Fairul: Raising boys who accept themselves
Meet Fairul Ghani, a father of two sons, Adam and Aiden whom he proudly raises to accept themselves fully. You’ll find Fairul supporting his boys on the rugby field, wearing a pink tutu at ballet and in the music studio with their violin. Fairul shares how his Islam faith influences who he is as a man, a father and role model to his young boys.
" I can't decide whether I have my glasses on or off.
Cause I can't see you guys if I don't have it.
I'm Fairul Ghani.
I'm originally from Malaysia,
and I've lived in Wellington for the last 17 years now.
And I'm a father to Adam and Aiden."
On-screen text reads "Change is possible. Fairul's story".
"The way I am as a father is driven very much around my upbringing, my experience as a child, and my relationship with my mum and dad.
I wanted to be able to talk to my father about problems.
I grew up watching those Hollywood sitcoms, and when a child gets into
trouble and you sit down, the father sits down at the end of the show, and they sit down and dish it out and talk.
And I never had that opportunity with my father.
For me, the biggest change is I could shape and mould how I wanted to become
a father to my boys.
Basically being that safe, secure person to Adam and Aiden, create that environment where they can be comfortable and confident to talk to me about problems.
Being a father is something nobody can teach you.
You live it.
You have to experience it.
And you're not the person who has to have all the answers.
I think the most important thing for me is about being present.
Live those moments.
When they want to tell you something or share a little bit about themselves, if I'm not present and don't represent that I'm present to them.
I think that's gonna set the tone for the rest of our relationship for the rest of their lives.
What's Adam and Aiden like as young people?
They are night and day, basically.
Adam is into his performing arts.
He's a creative child.
He likes to write story books.
He likes to draw his own pictures.
Aiden is the complete opposite.
He plays rugby.
He's a lot more active, go-getter boy.
And my parenting style has to adapt to each individual personality as well.
The way I talk to Adam might be slightly different from the way I interact with
Aiden for certain things.
At the start of the year, my wife decided to pursue homeschooling for the boys.
And so I think you have a lot more ability to influence what goes into their day-to-day activities.

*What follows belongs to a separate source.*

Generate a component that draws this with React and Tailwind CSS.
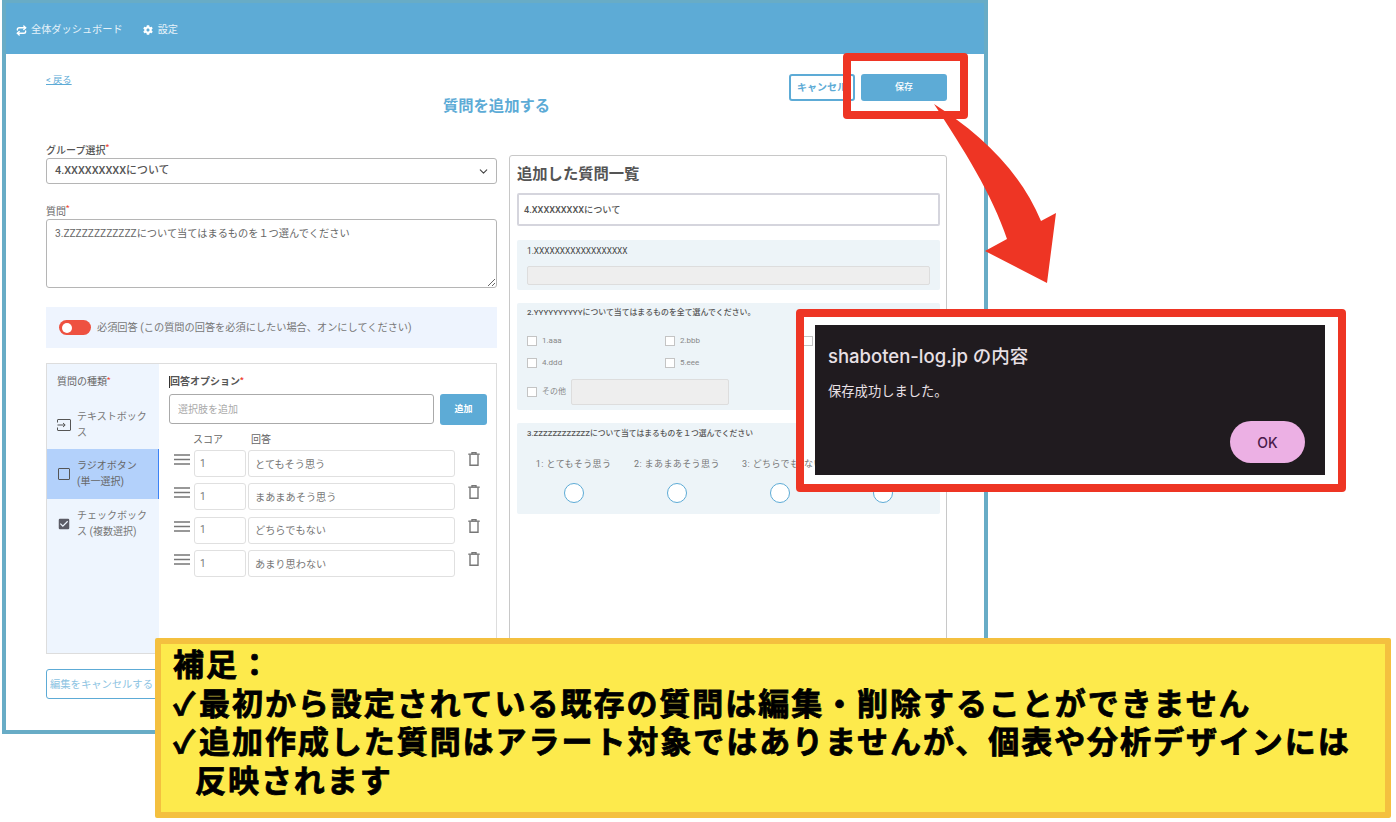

My relationship with my wife, it's a bedrock for the boys.
Is that relationship all rosy, all the time?
No, but that's something that I can choose to keep investing and improving on.
Adam and Aiden are really the representation of all the hard work that my wife has done.
You know, my wife and I, we've encouraged them to explore their interests and who they are and to express themselves.
I remember when Adam was about three, four, he started ballet and had an
interest in wearing tutus, and in that moment as a father, I had a choice.
Do I want to tell him no, that's not right cause boys don't wear pink tutus?
Or do I just encourage it, or just let him be?
And I chose that.
They need to go through their own journeys and figure out what are the
things that fills their cup or things that fulfill their soul.
So my job is to facilitate and encourage that.
Being a parent's not an easy job.
It's a hard job.
It's also one of the most gratifying jobs to be doing as well, because when you look at the boys and they give you that smile and happiness, or when they cry and they come to you because they want protection, they want a hug, they want reassurances.
And then you realise, you know, that's what a parent is.
This is on my CV, six years of swinging the boys.
So don't worry about not making a mistake.
We're gonna make mistakes.
In so many things in life, you know, it's not like you pick up a manual and you read it, all right, this is what good father looks like.
You know, it's practice.
You live it, you breathe it.
You're gonna make mistakes.
You're not gonna hit the nail on the head all the time.
As a parent, you persevere, you keep encouraging them so that they can be the
best versions of themselves.
Cut to a black screen. In the middle is the logo for Change is Possible. The logo is in orange and white text that reads "Change is Possible".